_What is required_. Every line below should be copied exactly; drop the pictures.

_Data section_.
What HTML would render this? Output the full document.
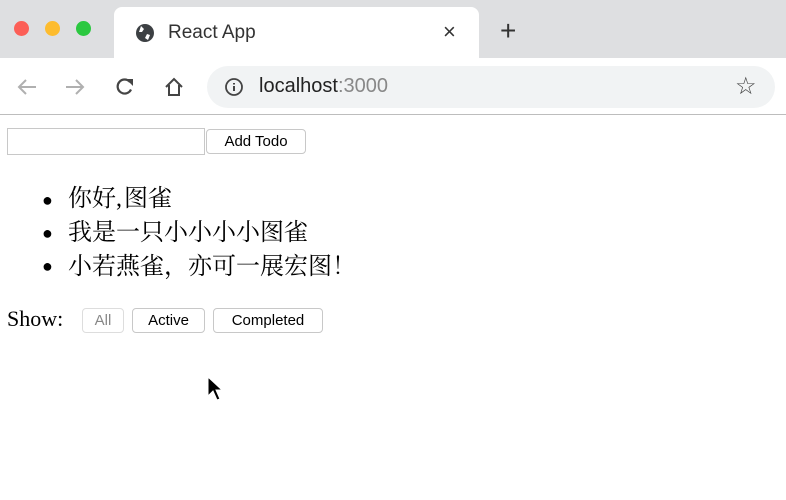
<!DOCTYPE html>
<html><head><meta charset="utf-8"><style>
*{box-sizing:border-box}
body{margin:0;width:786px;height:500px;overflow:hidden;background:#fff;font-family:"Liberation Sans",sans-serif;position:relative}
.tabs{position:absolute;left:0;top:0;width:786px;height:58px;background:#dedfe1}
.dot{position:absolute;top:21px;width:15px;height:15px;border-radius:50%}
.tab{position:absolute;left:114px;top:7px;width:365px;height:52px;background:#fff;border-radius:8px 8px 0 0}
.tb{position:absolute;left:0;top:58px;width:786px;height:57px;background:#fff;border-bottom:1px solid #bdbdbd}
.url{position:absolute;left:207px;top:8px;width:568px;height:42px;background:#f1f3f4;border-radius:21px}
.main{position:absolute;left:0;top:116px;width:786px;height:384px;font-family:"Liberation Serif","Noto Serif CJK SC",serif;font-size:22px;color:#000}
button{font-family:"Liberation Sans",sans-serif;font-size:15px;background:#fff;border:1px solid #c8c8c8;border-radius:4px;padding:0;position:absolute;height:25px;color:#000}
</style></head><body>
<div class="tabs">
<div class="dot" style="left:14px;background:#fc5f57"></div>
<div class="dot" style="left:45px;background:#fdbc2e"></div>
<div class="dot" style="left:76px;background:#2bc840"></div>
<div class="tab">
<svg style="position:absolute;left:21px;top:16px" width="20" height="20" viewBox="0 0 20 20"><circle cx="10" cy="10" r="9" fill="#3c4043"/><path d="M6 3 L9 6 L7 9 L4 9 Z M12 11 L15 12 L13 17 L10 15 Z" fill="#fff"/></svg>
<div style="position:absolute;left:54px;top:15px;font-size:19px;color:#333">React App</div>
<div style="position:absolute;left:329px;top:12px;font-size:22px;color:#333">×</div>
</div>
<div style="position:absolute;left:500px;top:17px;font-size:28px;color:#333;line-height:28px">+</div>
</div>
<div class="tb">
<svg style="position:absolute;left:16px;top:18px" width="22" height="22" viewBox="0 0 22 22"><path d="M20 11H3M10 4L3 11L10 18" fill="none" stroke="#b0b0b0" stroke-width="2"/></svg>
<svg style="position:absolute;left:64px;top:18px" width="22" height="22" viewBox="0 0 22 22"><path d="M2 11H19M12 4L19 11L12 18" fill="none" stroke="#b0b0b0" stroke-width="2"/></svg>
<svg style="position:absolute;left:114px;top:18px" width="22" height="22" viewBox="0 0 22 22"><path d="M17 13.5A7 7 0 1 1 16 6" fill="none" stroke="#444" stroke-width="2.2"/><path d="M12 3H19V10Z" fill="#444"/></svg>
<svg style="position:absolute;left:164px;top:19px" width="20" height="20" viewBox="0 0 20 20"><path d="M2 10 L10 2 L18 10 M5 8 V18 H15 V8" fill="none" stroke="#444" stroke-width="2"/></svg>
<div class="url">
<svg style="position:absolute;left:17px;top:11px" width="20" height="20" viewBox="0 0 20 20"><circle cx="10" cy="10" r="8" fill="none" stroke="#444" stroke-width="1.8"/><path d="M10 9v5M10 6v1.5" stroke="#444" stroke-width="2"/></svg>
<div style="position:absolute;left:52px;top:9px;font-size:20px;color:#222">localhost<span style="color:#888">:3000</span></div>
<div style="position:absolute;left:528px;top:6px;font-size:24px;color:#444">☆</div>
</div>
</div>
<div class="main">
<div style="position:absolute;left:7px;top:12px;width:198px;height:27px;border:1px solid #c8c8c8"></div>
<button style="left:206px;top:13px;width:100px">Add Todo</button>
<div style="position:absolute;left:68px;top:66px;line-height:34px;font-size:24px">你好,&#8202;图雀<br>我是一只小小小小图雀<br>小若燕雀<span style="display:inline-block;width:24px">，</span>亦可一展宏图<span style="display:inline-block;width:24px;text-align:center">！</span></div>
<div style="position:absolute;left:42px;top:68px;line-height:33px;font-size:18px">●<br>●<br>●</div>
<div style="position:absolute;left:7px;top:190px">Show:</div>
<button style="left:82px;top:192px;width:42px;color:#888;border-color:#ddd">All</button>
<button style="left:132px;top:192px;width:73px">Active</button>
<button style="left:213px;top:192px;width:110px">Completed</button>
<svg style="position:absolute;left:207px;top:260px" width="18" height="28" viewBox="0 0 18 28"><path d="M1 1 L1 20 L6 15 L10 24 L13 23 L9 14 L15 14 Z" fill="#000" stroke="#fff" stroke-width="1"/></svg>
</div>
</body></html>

_Solution to the exercise_.
What HTML would render this? Output the full document.
<!DOCTYPE html>
<html><head><meta charset="utf-8"><style>
*{box-sizing:border-box}
body{margin:0;width:786px;height:500px;overflow:hidden;background:#fff;font-family:"Liberation Sans",sans-serif;position:relative}
.tabs{position:absolute;left:0;top:0;width:786px;height:58px;background:#dedfe1}
.dot{position:absolute;top:21px;width:15px;height:15px;border-radius:50%}
.tab{position:absolute;left:114px;top:7px;width:365px;height:52px;background:#fff;border-radius:8px 8px 0 0}
.tb{position:absolute;left:0;top:58px;width:786px;height:57px;background:#fff;border-bottom:1px solid #bdbdbd}
.url{position:absolute;left:207px;top:8px;width:568px;height:42px;background:#f1f3f4;border-radius:21px}
.main{position:absolute;left:0;top:116px;width:786px;height:384px;font-family:"Liberation Serif","Noto Serif CJK SC",serif;font-size:22px;color:#000}
button{font-family:"Liberation Sans",sans-serif;font-size:15px;background:#fff;border:1px solid #c8c8c8;border-radius:4px;padding:0;position:absolute;height:25px;color:#000}
</style></head><body>
<div class="tabs">
<div class="dot" style="left:14px;background:#fc5f57"></div>
<div class="dot" style="left:45px;background:#fdbc2e"></div>
<div class="dot" style="left:76px;background:#2bc840"></div>
<div class="tab">
<svg style="position:absolute;left:21px;top:16px" width="20" height="20" viewBox="0 0 20 20"><circle cx="10" cy="10" r="9" fill="#3c4043"/><path d="M6 3 L9 6 L7 9 L4 9 Z M12 11 L15 12 L13 17 L10 15 Z" fill="#fff"/></svg>
<div style="position:absolute;left:54px;top:15px;font-size:19px;color:#333">React App</div>
<div style="position:absolute;left:329px;top:12px;font-size:22px;color:#333">×</div>
</div>
<div style="position:absolute;left:500px;top:17px;font-size:28px;color:#333;line-height:28px">+</div>
</div>
<div class="tb">
<svg style="position:absolute;left:16px;top:18px" width="22" height="22" viewBox="0 0 22 22"><path d="M20 11H3M10 4L3 11L10 18" fill="none" stroke="#b0b0b0" stroke-width="2"/></svg>
<svg style="position:absolute;left:64px;top:18px" width="22" height="22" viewBox="0 0 22 22"><path d="M2 11H19M12 4L19 11L12 18" fill="none" stroke="#b0b0b0" stroke-width="2"/></svg>
<svg style="position:absolute;left:114px;top:18px" width="22" height="22" viewBox="0 0 22 22"><path d="M17 13.5A7 7 0 1 1 16 6" fill="none" stroke="#444" stroke-width="2.2"/><path d="M12 3H19V10Z" fill="#444"/></svg>
<svg style="position:absolute;left:164px;top:19px" width="20" height="20" viewBox="0 0 20 20"><path d="M2 10 L10 2 L18 10 M5 8 V18 H15 V8" fill="none" stroke="#444" stroke-width="2"/></svg>
<div class="url">
<svg style="position:absolute;left:17px;top:11px" width="20" height="20" viewBox="0 0 20 20"><circle cx="10" cy="10" r="8" fill="none" stroke="#444" stroke-width="1.8"/><path d="M10 9v5M10 6v1.5" stroke="#444" stroke-width="2"/></svg>
<div style="position:absolute;left:52px;top:9px;font-size:20px;color:#222">localhost<span style="color:#888">:3000</span></div>
<div style="position:absolute;left:528px;top:6px;font-size:24px;color:#444">☆</div>
</div>
</div>
<div class="main">
<div style="position:absolute;left:7px;top:12px;width:198px;height:27px;border:1px solid #c8c8c8"></div>
<button style="left:206px;top:13px;width:100px">Add Todo</button>
<div style="position:absolute;left:68px;top:66px;line-height:34px;font-size:24px">你好,&#8202;图雀<br>我是一只小小小小图雀<br>小若燕雀<span style="display:inline-block;width:24px">，</span>亦可一展宏图<span style="display:inline-block;width:24px;text-align:center">！</span></div>
<div style="position:absolute;left:42px;top:68px;line-height:33px;font-size:18px">●<br>●<br>●</div>
<div style="position:absolute;left:7px;top:190px">Show:</div>
<button style="left:82px;top:192px;width:42px;color:#888;border-color:#ddd">All</button>
<button style="left:132px;top:192px;width:73px">Active</button>
<button style="left:213px;top:192px;width:110px">Completed</button>
<svg style="position:absolute;left:207px;top:260px" width="18" height="28" viewBox="0 0 18 28"><path d="M1 1 L1 20 L6 15 L10 24 L13 23 L9 14 L15 14 Z" fill="#000" stroke="#fff" stroke-width="1"/></svg>
</div>
</body></html>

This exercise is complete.